Step 3 - confirm quorum. Once the new replica has promoted to a voter:

otherix cluster member list

The cluster_join: YAML block shown above is the equivalent manual edit for IaC-templated deployments - the wrappers exist for convenience and do not replace the config-driven path.

Learner registration and auto-promotion

When a join node calls /v1/cluster/join, the existing replica registers the joiner's peer URL as an etcd learner - a non-voting member that replicates the log without affecting quorum until it has caught up. Every replica runs an always-on promote loop (a ~15s tick) that promotes any caught-up learner to a full voter automatically. There is no operator promote step. Watch the voter count converge with:

GET /v1/cluster/members

The joiner is safe to restart: once its etcd data dir has a write-ahead log, etcd recovers membership from the WAL and the node rejoins without re-reading initial_cluster.

Quorum and sizing

etcd needs a majority of voters to commit a write. Size for the failures you want to survive:

Voters Tolerates down Notes
1 0 single mode, no redundancy
3 1 Recommended HA minimum
5 2 Larger clusters

Always run an odd number of voters. An even count adds a member without improving fault tolerance (4 voters still tolerate only 1 down) and widens the quorum. Grow one member at a time and let each promote to voter (watch /v1/cluster/members) before adding the next - etcd settle-gates membership changes and rejects a second change until the cluster has stabilized.

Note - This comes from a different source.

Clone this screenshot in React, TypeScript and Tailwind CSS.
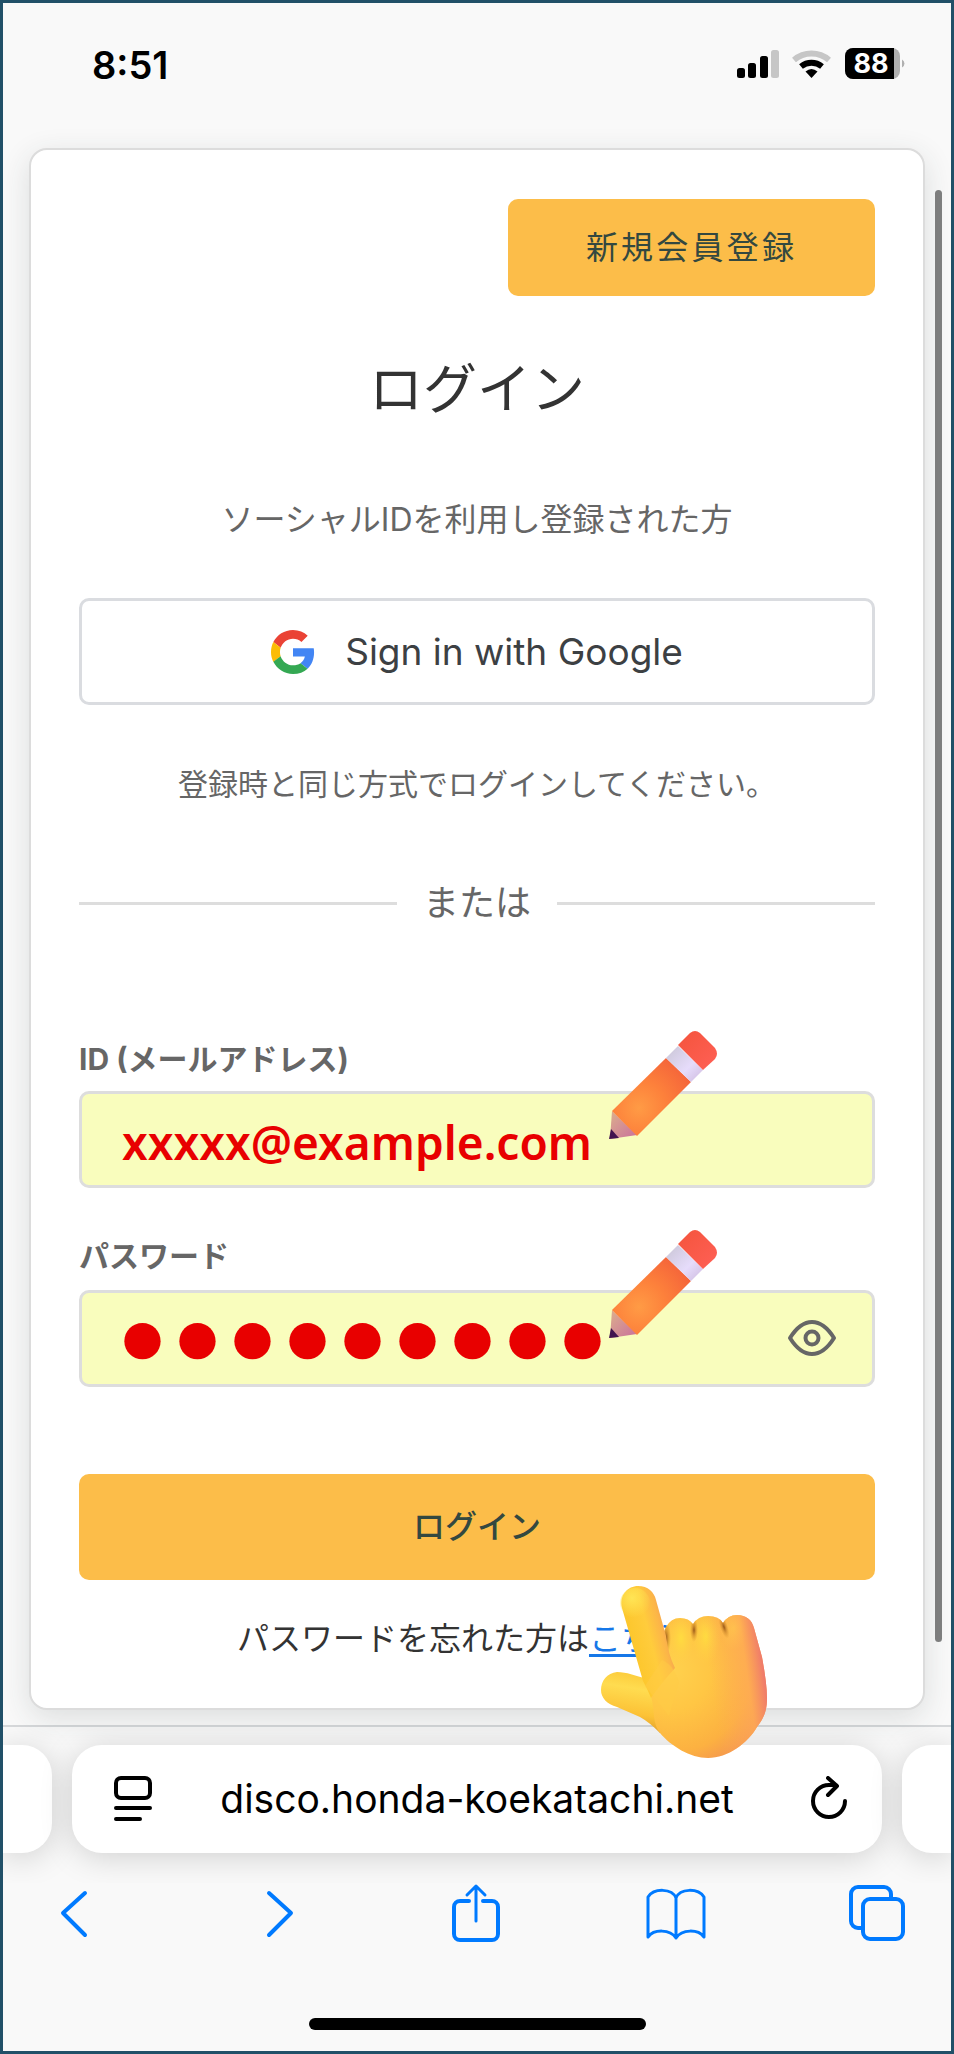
import { useState } from "react";

const jp = "font-['Inter','Noto_Sans_CJK_JP',sans-serif]";

function StatusIcons() {
  return (
    <svg width="170" height="32" viewBox="0 0 170 32" aria-hidden="true">
      <rect x="0" y="20" width="8" height="10" rx="2.500" />
      <rect x="11" y="15" width="8" height="15" rx="2.500" />
      <rect x="23" y="8" width="8" height="22" rx="2.500" />
      <rect x="34" y="2" width="8" height="28" rx="2.500" fill="#c6c6c6" />
      <path d="M57 12a27 27 0 0 1 35 0" fill="none" stroke="#c6c6c6" strokeWidth="6" />
      <path d="M64 18.500a17 17 0 0 1 21 0" fill="none" stroke="#000" strokeWidth="6" />
      <path d="M74.500 30l-6-6.500q6-5 12 0z" />
      <rect x="108" y="0" width="55" height="31" rx="8" fill="#b0b0b0" />
      <path d="M116 0h41v31h-41a8 8 0 0 1-8-8V8a8 8 0 0 1 8-8z" />
      <path d="M165 11.500a4.500 4.500 0 0 1 0 8z" fill="#b0b0b0" />
      <text x="134" y="25" textAnchor="middle" fill="#fff" fontSize="27" fontWeight="700" fontFamily="Inter">
        88
      </text>
    </svg>
  );
}

function GoogleLogo() {
  return (
    <svg width="44" height="44" viewBox="0 0 48 48" aria-hidden="true">
      <path fill="#EA4335" d="M24 9.500c3.540 0 6.710 1.220 9.210 3.600l6.850-6.850C35.900 2.380 30.470 0 24 0 14.620 0 6.510 5.380 2.560 13.220l7.980 6.190C12.430 13.720 17.740 9.500 24 9.500z" />
      <path fill="#4285F4" d="M46.980 24.550c0-1.570-.15-3.090-.38-4.550H24v9.020h12.940c-.58 2.960-2.260 5.480-4.780 7.180l7.730 6c4.510-4.180 7.090-10.360 7.090-17.650z" />
      <path fill="#FBBC05" d="M10.530 28.590c-.48-1.450-.76-2.990-.76-4.590s.27-3.140.76-4.590l-7.980-6.190C.92 16.460 0 20.120 0 24s.92 7.540 2.560 10.780l7.970-6.190z" />
      <path fill="#34A853" d="M24 48c6.480 0 11.930-2.130 15.890-5.810l-7.730-6c-2.150 1.450-4.920 2.300-8.160 2.300-6.260 0-11.570-4.220-13.470-9.910l-7.980 6.190C6.510 42.620 14.620 48 24 48z" />
    </svg>
  );
}

function Pencil() {
  return (
    <svg
      className="pointer-events-none absolute right-[156px] bottom-[48px]"
      width="110"
      height="110"
      viewBox="0 0 110 110"
      aria-hidden="true"
    >
      <defs>
        <radialGradient id="wood" gradientUnits="userSpaceOnUse" cx="30" cy="78" r="60">
          <stop offset="0" stopColor="#ff9b45" />
          <stop offset="0.450" stopColor="#fd813b" />
          <stop offset="1" stopColor="#f4623a" />
        </radialGradient>
        <linearGradient id="tip" x1="0" y1="0" x2="1" y2="1">
          <stop offset="0" stopColor="#dcb08c" />
          <stop offset="1" stopColor="#c96f9c" />
        </linearGradient>
        <linearGradient id="band" x1="0" y1="0" x2="1" y2="1">
          <stop offset="0" stopColor="#c9c5d4" />
          <stop offset="0.600" stopColor="#e6dcfb" />
          <stop offset="1" stopColor="#cdb9de" />
        </linearGradient>
        <linearGradient id="rubber" x1="0" y1="0" x2="1" y2="1">
          <stop offset="0" stopColor="#f4543c" />
          <stop offset="1" stopColor="#ff6056" />
        </linearGradient>
      </defs>
      <path d="M3 81 28 105 1 109Z" fill="url(#tip)" />
      <path d="M2 99 10 108 0 109Z" fill="#41134f" />
      <path d="M57 28 82 52 28 106 3 81Z" fill="url(#wood)" />
      <path d="M57 28 69 16 94 40 82 52Z" fill="url(#band)" />
      <path d="M69 15 81 3Q86-1 91 3L106 18Q110 24 106 29L94 40Z" fill="url(#rubber)" />
    </svg>
  );
}

function PointingHand() {
  return (
    <svg
      className="pointer-events-none absolute right-[155px] -bottom-[51px]"
      width="167"
      height="173"
      viewBox="0 0 167 173"
      aria-hidden="true"
    >
      <defs>
        <linearGradient id="finger" gradientUnits="userSpaceOnUse" x1="24" y1="42" x2="66" y2="31">
          <stop offset="0" stopColor="#fcc62b" />
          <stop offset="0.500" stopColor="#ffcc3c" />
          <stop offset="0.800" stopColor="#fcb548" />
          <stop offset="1" stopColor="#f09b55" />
        </linearGradient>
        <radialGradient id="fingertip" gradientUnits="userSpaceOnUse" cx="31" cy="12" r="20">
          <stop offset="0" stopColor="#ffe555" />
          <stop offset="1" stopColor="#ffe555" stopOpacity="0" />
        </radialGradient>
        <linearGradient id="thumb" x1="0.400" y1="0" x2="0.200" y2="1">
          <stop offset="0" stopColor="#fccb3a" />
          <stop offset="0.250" stopColor="#ffdc50" />
          <stop offset="0.650" stopColor="#fcc236" />
          <stop offset="1" stopColor="#d9942b" />
        </linearGradient>
        <radialGradient id="palm" gradientUnits="userSpaceOnUse" cx="68" cy="84" r="118">
          <stop offset="0" stopColor="#ffd24e" />
          <stop offset="0.350" stopColor="#ffc644" />
          <stop offset="0.700" stopColor="#fcb141" />
          <stop offset="0.900" stopColor="#f4964f" />
          <stop offset="1" stopColor="#e5805c" />
        </radialGradient>
        <radialGradient id="knuckle">
          <stop offset="0" stopColor="#ffdc40" />
          <stop offset="1" stopColor="#ffd045" stopOpacity="0" />
        </radialGradient>
        <radialGradient id="crease">
          <stop offset="0" stopColor="#8a4a14" stopOpacity="0.900" />
          <stop offset="0.500" stopColor="#c07a22" stopOpacity="0.500" />
          <stop offset="1" stopColor="#d08a2a" stopOpacity="0" />
        </radialGradient>
        <linearGradient id="rim" gradientUnits="userSpaceOnUse" x1="110" y1="96" x2="166" y2="88">
          <stop offset="0" stopColor="#ffad57" stopOpacity="0" />
          <stop offset="0.650" stopColor="#ffaa58" stopOpacity="0.700" />
          <stop offset="1" stopColor="#ec7070" />
        </linearGradient>
        <clipPath id="fist">
          <path d="M42 92 65 41Q70 32 79 32Q88 32 92 38Q97 30 107 30Q118 30 122 37Q127 29 136 29C145 29 151 34 153 42L161 71Q166 98 166 112C166 125 163 132 156 141C147 157 127 172 107 172C89 172 70 160 59 147C48 132 58 118 42 92Z" />
        </clipPath>
      </defs>
      <path d="M44 92C34 90 26 86 16 86C6 87 0 95 0 104C0 112 6 118 16 121L39 131Q48 136 59 147L76 120Z" fill="url(#thumb)" />
      <g clipPath="url(#fist)">
        <rect width="167" height="173" fill="url(#palm)" />
        <ellipse cx="80" cy="52" rx="13" ry="26" fill="url(#knuckle)" />
        <ellipse cx="105" cy="50" rx="15" ry="28" fill="url(#knuckle)" />
        <ellipse cx="133" cy="42" rx="14" ry="22" fill="url(#knuckle)" />
        <path d="M100 28H167V173H100Z" fill="url(#rim)" />
        <ellipse cx="65" cy="52" rx="5" ry="17" fill="url(#crease)" />
        <ellipse cx="93" cy="44" rx="4" ry="12" fill="url(#crease)" />
        <ellipse cx="123" cy="41" rx="4" ry="12" fill="url(#crease)" transform="rotate(-18 123 41)" />
      </g>
      <path d="M42 95L21 22C18 9 27 0 37 0C47 0 53 6 55 14L65 50Q67 68 74 82Q58 100 50 112Q46 102 42 95Z" fill="url(#finger)" />
      <path d="M61 74Q72 78 78 96L68 130L44 100Z" fill="#ffcb45" opacity="0.500" />
      <circle cx="34" cy="17" r="15" fill="url(#fingertip)" />
    </svg>
  );
}

const iconProps = {
  fill: "none",
  stroke: "currentColor",
  strokeWidth: 4,
  strokeLinecap: "round",
  strokeLinejoin: "round",
} as const;

export default function App() {
  const [email, setEmail] = useState("xxxxx@example.com");
  const [password, setPassword] = useState("password1");
  const [visible, setVisible] = useState(false);

  return (
    <div className={`relative flex min-h-screen flex-col border-3 border-[#215068] bg-[#f9f9f9] text-[#333] ${jp}`}>
      {/* Status bar */}
      <header className="flex h-[145px] items-start justify-between pt-[40px] pr-[44px] pl-[89px] text-black">
        <span className="text-[38px] leading-[44px] font-semibold">8:51</span>
        <div className="pt-[5px]">
          <StatusIcons />
        </div>
      </header>

      {/* Page scrollbar */}
      <div className="absolute top-[187px] right-[9px] h-[1452px] w-[7px] rounded-full bg-[#808080]" />

      {/* Login card */}
      <main className="relative mx-[26px] rounded-[18px] border-2 border-[#dcdcdc] bg-white px-[48px] pt-[49px] pb-[45px] shadow-[0_8px_30px_rgba(40,60,60,0.14)]">
        <div className="flex justify-end">
          <button className="h-[97px] w-[367px] rounded-[10px] bg-[#fcbd49] text-[32px] tracking-widest text-[#334840]">
            新規会員登録
          </button>
        </div>

        <h1 className="mt-[58px] text-center text-[54px] leading-[72px]">ログイン</h1>
        <p className="mt-[70px] text-center text-[32px] leading-[48px] text-[#666]">
          ソーシャルIDを利用し登録された方
        </p>

        <button className="mt-[54px] flex h-[107px] w-full items-center justify-center gap-[30px] rounded-[10px] border-3 border-[#dadce0] text-[37px] text-[#3c4043]">
          <GoogleLogo />
          Sign in with Google
        </button>

        <p className="mt-[55px] text-center text-[30px] leading-[48px] text-[#666]">
          登録時と同じ方式でログインしてください。
        </p>

        <div className="mt-[70px] flex items-center gap-[26px] text-[36px] leading-[50px] text-[#666]">
          <span className="h-[3px] flex-1 bg-[#ddd]" />
          または
          <span className="h-[3px] flex-1 bg-[#ddd]" />
        </div>

        <form onSubmit={(e) => e.preventDefault()}>
          <label htmlFor="email" className="mt-[107px] block text-[30px] leading-[48px] font-bold text-[#666]">
            ID (メールアドレス)
          </label>
          <div className="relative mt-[8px]">
            <input
              id="email"
              type="email"
              value={email}
              onChange={(e) => setEmail(e.target.value)}
              className="block h-[97px] w-full rounded-[10px] border-3 border-[#ddd] bg-[#f9fdbd] px-[40px] pt-1 font-['Noto_Sans',sans-serif] text-[46px] leading-[64px] font-semibold text-[#e80000]"
            />
            <Pencil />
          </div>

          <label htmlFor="password" className="mt-[44px] block text-[30px] leading-[48px] font-bold text-[#666]">
            パスワード
          </label>
          <div className="relative mt-[10px]">
            <input
              id="password"
              type={visible ? "text" : "password"}
              value={password}
              onChange={(e) => setPassword(e.target.value)}
              className="block h-[97px] w-full rounded-[10px] border-3 border-[#ddd] bg-[#f9fdbd] px-[33px] pb-3 text-[116px] leading-[72px] font-bold text-[#e80000]"
            />
            <Pencil />
            <button
              type="button"
              aria-label="パスワードを表示"
              onClick={() => setVisible(!visible)}
              className="absolute top-[28px] right-[38px] text-[#666]"
            >
              <svg width="50" height="40" viewBox="0 0 50 40" {...iconProps}>
                <path d="M3 20Q13 4 25 4T47 20Q37 36 25 36T3 20Z" />
                <circle cx="25" cy="20" r="6.500" />
              </svg>
            </button>
          </div>

          <button className="mt-[87px] h-[106px] w-full rounded-[10px] bg-[#fcbd49] text-[32px] font-medium text-[#334840]">
            ログイン
          </button>
        </form>

        <p className="mt-[35px] text-center text-[32px] leading-[48px]">
          パスワードを忘れた方は
          <a href="#reset" className="text-[#1677e8] underline decoration-3 underline-offset-4">
            こちら
          </a>
          。
        </p>
        <PointingHand />
      </main>

      {/* Browser bottom bar */}
      <footer className="mt-[15px] border-t-2 border-[#d5d7d9] text-[#007aff]">
        <div className="flex gap-[20px] overflow-hidden pt-[18px] pb-[30px] text-black">
          <div className="h-[108px] w-[49px] rounded-r-[30px] bg-white shadow-[0_4px_32px_rgba(0,0,0,0.17)]" />
          <div className="flex h-[108px] flex-1 items-center justify-between rounded-[30px] bg-white pr-[34px] pl-[42px] shadow-[0_4px_32px_rgba(0,0,0,0.17)]">
            <button aria-label="ページメニュー">
              <svg width="38" height="46" viewBox="0 0 38 46" {...iconProps}>
                <rect x="2" y="2" width="34" height="20" rx="5" />
                <path d="M2 32H36M2 43H26" />
              </svg>
            </button>
            <span className="pr-2 text-[39px] leading-[48px]">disco.honda-koekatachi.net</span>
            <button aria-label="再読み込み">
              <svg width="38" height="46" viewBox="0 0 38 46" {...iconProps}>
                <path d="M19 9A16 16 0 1 0 35 25M18 2 27 10 18 19M19 9H26" />
              </svg>
            </button>
          </div>
          <div className="h-[108px] w-[49px] rounded-l-[30px] bg-white shadow-[0_4px_32px_rgba(0,0,0,0.17)]" />
        </div>

        <nav className="flex items-center justify-between pr-[44px] pl-[41px]">
          <button aria-label="戻る" className="flex w-[60px] justify-center">
            <svg width="34" height="60" viewBox="0 0 34 60" {...iconProps}>
              <path d="M28 10 6 30 28 52" />
            </svg>
          </button>
          <button aria-label="進む" className="flex w-[60px] justify-center">
            <svg width="44" height="60" viewBox="0 0 44 60" {...iconProps}>
              <path d="M16 10 38 30 16 52" />
            </svg>
          </button>
          <button aria-label="共有" className="flex w-[60px] justify-center">
            <svg width="48" height="60" viewBox="0 0 48 60" {...iconProps}>
              <path d="M17 18H8a6 6 0 0 0-6 6v27a6 6 0 0 0 6 6h32a6 6 0 0 0 6-6V24a6 6 0 0 0-6-6h-9" />
              <path d="M24 38V3M15 12l9-9 9 9" strokeWidth={3} />
            </svg>
          </button>
          <button aria-label="ブックマーク" className="flex w-[60px] justify-center">
            <svg width="60" height="60" viewBox="0 0 60 60" {...iconProps} strokeWidth={3}>
              <path d="M30 15C26 5 8 5 2 14V54C8 46 24 46 30 55C36 46 52 46 58 54V14C52 5 34 5 30 15V55" />
            </svg>
          </button>
          <button aria-label="タブ" className="flex w-[60px] justify-center">
            <svg width="56" height="60" viewBox="0 0 56 60" {...iconProps}>
              <path d="M14 45H9a7 7 0 0 1-7-7V11a7 7 0 0 1 7-7H35a7 7 0 0 1 7 7v5" />
              <rect x="14" y="16" width="40" height="40" rx="7" />
            </svg>
          </button>
        </nav>

        <div className="mx-auto mt-[75px] mb-[19px] h-[12px] w-[337px] rounded-full bg-black" />
      </footer>
    </div>
  );
}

If a majority of voters is lost, the cluster stops accepting writes until enough members return. Recover by restarting the down replicas (their data dirs let them rejoin); if their data is gone, restore from a snapshot - see Backups.

Reference smoke

make smoke-ha runs three real otherix-api processes on loopback, grows a single node to a 3-voter cluster entirely through the self-driving join + auto-promote path (no manual etcd calls), then asserts replication, survives a 1-of-3 partition, and heals on restart. It is the executable reference for the flows on this page and runs with no Docker and no Lima.